'''

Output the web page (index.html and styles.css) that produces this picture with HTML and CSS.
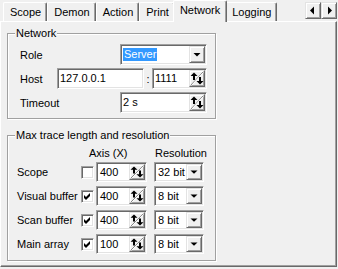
FILE: index.html
```html
<!DOCTYPE html>
<html lang="en">
<head>
  <meta charset="UTF-8" />
  <title>Settings - Network</title>
  <link rel="stylesheet" href="styles.css">
</head>
<body>
  <div class="tabstrip">
    <div class="tab">Scope</div>
    <div class="tab">Demon</div>
    <div class="tab">Action</div>
    <div class="tab">Print</div>
    <div class="tab active">Network</div>
    <div class="tab">Logging</div>
    <div class="tab-scroll">
      <div class="btn3d scroll-btn"><svg viewBox="0 0 14 15"><path d="M8 3.5v8l-4-4z"/></svg></div>
      <div class="btn3d scroll-btn"><svg viewBox="0 0 14 15"><path d="M6 3.5v8l4-4z"/></svg></div>
    </div>
  </div>

  <div class="panel">
    <div class="group group-network">
      <span class="group-title">Network</span>

      <div class="form-row">
        <span class="label w-wide">Role</span>
        <div class="field w87">
          <span class="selected">Server</span>
          <span class="btn3d drop"><svg viewBox="0 0 14 15" preserveAspectRatio="none"><path d="M3.5 6h7L7 9.5z"/></svg></span>
        </div>
      </div>

      <div class="form-row">
        <span class="label w-host">Host</span>
        <div class="field w87"><span class="value">127.0.0.1</span></div>
        <span class="colon">:</span>
        <div class="field w55">
          <span class="value">1111</span>
          <span class="btn3d spin"><svg viewBox="0 0 14 15" preserveAspectRatio="none"><path d="M0.5 14.5 13.5 0.5" stroke="#808080" fill="none"/><path d="M1.5 14.5 13.5 1.5" stroke="#fff" fill="none"/><path d="M4 1.5 7.5 5h-7z M3 5h2v4H3z M10 13.5 6.5 10h7z M9 6h2v4H9z"/></svg></span>
        </div>
      </div>

      <div class="form-row">
        <span class="label w-wide">Timeout</span>
        <div class="field w87">
          <span class="value">2 s</span>
          <span class="btn3d spin"><svg viewBox="0 0 14 15" preserveAspectRatio="none"><path d="M0.5 14.5 13.5 0.5" stroke="#808080" fill="none"/><path d="M1.5 14.5 13.5 1.5" stroke="#fff" fill="none"/><path d="M4 1.5 7.5 5h-7z M3 5h2v4H3z M10 13.5 6.5 10h7z M9 6h2v4H9z"/></svg></span>
        </div>
      </div>
    </div>

    <div class="group group-trace">
      <span class="group-title">Max trace length and resolution</span>

      <div class="trace-head">
        <span class="head-axis">Axis (X)</span>
        <span>Resolution</span>
      </div>

      <div class="trace-row">
        <span>Scope</span>
        <span class="check"></span>
        <div class="field small">
          <span class="value">400</span>
          <span class="btn3d spin"><svg viewBox="0 0 14 15" preserveAspectRatio="none"><path d="M0.5 14.5 13.5 0.5" stroke="#808080" fill="none"/><path d="M1.5 14.5 13.5 1.5" stroke="#fff" fill="none"/><path d="M4 1.5 7.5 5h-7z M3 5h2v4H3z M10 13.5 6.5 10h7z M9 6h2v4H9z"/></svg></span>
        </div>
        <div class="field small">
          <span class="value">32 bit</span>
          <span class="btn3d drop"><svg viewBox="0 0 14 15" preserveAspectRatio="none"><path d="M3.5 6h7L7 9.5z"/></svg></span>
        </div>
      </div>

      <div class="trace-row">
        <span>Visual buffer</span>
        <span class="check"><svg viewBox="0 0 9 9"><path d="M1 3l2 2 4-4v3L3 8 1 6z"/></svg></span>
        <div class="field small">
          <span class="value">400</span>
          <span class="btn3d spin"><svg viewBox="0 0 14 15" preserveAspectRatio="none"><path d="M0.5 14.5 13.5 0.5" stroke="#808080" fill="none"/><path d="M1.5 14.5 13.5 1.5" stroke="#fff" fill="none"/><path d="M4 1.5 7.5 5h-7z M3 5h2v4H3z M10 13.5 6.5 10h7z M9 6h2v4H9z"/></svg></span>
        </div>
        <div class="field small">
          <span class="value">8 bit</span>
          <span class="btn3d drop"><svg viewBox="0 0 14 15" preserveAspectRatio="none"><path d="M3.5 6h7L7 9.5z"/></svg></span>
        </div>
      </div>

      <div class="trace-row">
        <span>Scan buffer</span>
        <span class="check"><svg viewBox="0 0 9 9"><path d="M1 3l2 2 4-4v3L3 8 1 6z"/></svg></span>
        <div class="field small">
          <span class="value">400</span>
          <span class="btn3d spin"><svg viewBox="0 0 14 15" preserveAspectRatio="none"><path d="M0.5 14.5 13.5 0.5" stroke="#808080" fill="none"/><path d="M1.5 14.5 13.5 1.5" stroke="#fff" fill="none"/><path d="M4 1.5 7.5 5h-7z M3 5h2v4H3z M10 13.5 6.5 10h7z M9 6h2v4H9z"/></svg></span>
        </div>
        <div class="field small">
          <span class="value">8 bit</span>
          <span class="btn3d drop"><svg viewBox="0 0 14 15" preserveAspectRatio="none"><path d="M3.5 6h7L7 9.5z"/></svg></span>
        </div>
      </div>

      <div class="trace-row">
        <span>Main array</span>
        <span class="check"><svg viewBox="0 0 9 9"><path d="M1 3l2 2 4-4v3L3 8 1 6z"/></svg></span>
        <div class="field small">
          <span class="value">100</span>
          <span class="btn3d spin"><svg viewBox="0 0 14 15" preserveAspectRatio="none"><path d="M0.5 14.5 13.5 0.5" stroke="#808080" fill="none"/><path d="M1.5 14.5 13.5 1.5" stroke="#fff" fill="none"/><path d="M4 1.5 7.5 5h-7z M3 5h2v4H3z M10 13.5 6.5 10h7z M9 6h2v4H9z"/></svg></span>
        </div>
        <div class="field small">
          <span class="value">8 bit</span>
          <span class="btn3d drop"><svg viewBox="0 0 14 15" preserveAspectRatio="none"><path d="M3.5 6h7L7 9.5z"/></svg></span>
        </div>
      </div>
    </div>
  </div>
</body>
</html>
```

FILE: styles.css
```css
* {
  box-sizing: border-box;
}

body {
  margin: 0;
  background: #f0f0f0;
  font: 11px "Liberation Sans", Arial, sans-serif;
  color: #000;
}

/* tab strip */
.tabstrip {
  display: flex;
  align-items: flex-end;
  height: 21px;
  padding-left: 3px;
}

.tab {
  height: 19px;
  padding: 2px 5px 0 6px;
  line-height: 15px;
  border: 1px solid;
  border-color: #fff #696969 transparent #fff;
  border-bottom: none;
  border-radius: 2px 2px 0 0;
  box-shadow: inset -1px 0 0 #a0a0a0;
}

.tab.active {
  position: relative;
  z-index: 1;
  height: 22px;
  margin: 0 -2px -1px;
  padding: 2px 6px 0;
  background: #f0f0f0;
}

.tab-scroll {
  display: flex;
  align-self: flex-start;
  margin: 2px 1px 0 auto;
}

.scroll-btn {
  width: 16px;
  height: 17px;
}

/* 3d bits */
.btn3d {
  display: block;
  background: #f0f0f0;
  border: 1px solid;
  border-color: #e3e3e3 #696969 #696969 #e3e3e3;
  box-shadow: inset 1px 1px 0 #fff, inset -1px -1px 0 #a0a0a0;
}

.btn3d svg {
  display: block;
  width: 14px;
  height: 100%;
}

.field {
  display: flex;
  height: 21px;
  padding: 1px;
  background: #fff;
  border: 1px solid;
  border-color: #a0a0a0 #fff #fff #a0a0a0;
  box-shadow: inset 1px 1px 0 #696969, inset -1px -1px 0 #e3e3e3;
}

.field .value {
  flex: 1;
  padding-left: 1px;
  line-height: 17px;
  white-space: nowrap;
}

.field .selected {
  align-self: flex-start;
  height: 13px;
  margin: 2px auto 0 1px;
  padding: 0 1px;
  line-height: 13px;
  background: #3399ff;
  color: #fff;
}

.drop,
.spin {
  width: 16px;
  flex: none;
}

/* panel and groups */
.panel {
  width: 337px;
  height: 246px;
  padding: 11px 0 0 6px;
  border: 1px solid;
  border-color: #fff #696969 #696969 #fff;
  box-shadow: inset -1px -1px 0 #a0a0a0;
}

.group {
  position: relative;
  width: 209px;
  border: 1px solid #a0a0a0;
  box-shadow: 1px 1px 0 #fff, inset 1px 1px 0 #fff;
}

.group-title {
  position: absolute;
  top: -7px;
  left: 7px;
  padding: 0 1px;
  line-height: 13px;
  background: #f0f0f0;
}

.group-network {
  padding: 10px 0 5px 12px;
}

.form-row {
  display: flex;
  align-items: center;
  height: 21px;
}

.form-row + .form-row {
  margin-top: 3px;
}

.w-wide {
  width: 100px;
}

.w-host {
  width: 37px;
}

.w87 {
  width: 87px;
}

.w55 {
  width: 55px;
}

.colon {
  width: 8px;
  text-align: center;
}

.group-trace {
  margin-top: 16px;
  padding: 10px 0 6px 9px;
}

.trace-head {
  display: flex;
  height: 16px;
  padding-left: 72px;
  line-height: 15px;
}

.head-axis {
  width: 66px;
}

.trace-row {
  display: grid;
  grid-template-columns: 64px 15px 58px 50px;
  align-items: center;
  height: 20px;
}

.trace-row + .trace-row {
  margin-top: 4px;
}

.field.small {
  width: 51px;
  height: 20px;
}

.field.small .value {
  padding-left: 2px;
  line-height: 16px;
}

.trace-row .field.small:last-child {
  width: 50px;
}

.check {
  display: block;
  width: 13px;
  height: 13px;
  padding: 1px;
  background: #fff;
  border: 1px solid;
  border-color: #a0a0a0 #fff #fff #a0a0a0;
  box-shadow: inset 1px 1px 0 #696969, inset -1px -1px 0 #e3e3e3;
}

.check svg {
  display: block;
  width: 9px;
  height: 9px;
}
```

'''

### Task to complete
Copy out every line of the data that includes the word "index".

### Task answer
Output the web page (index.html and styles.css) that produces this picture with HTML and CSS.
FILE: index.html
  z-index: 1;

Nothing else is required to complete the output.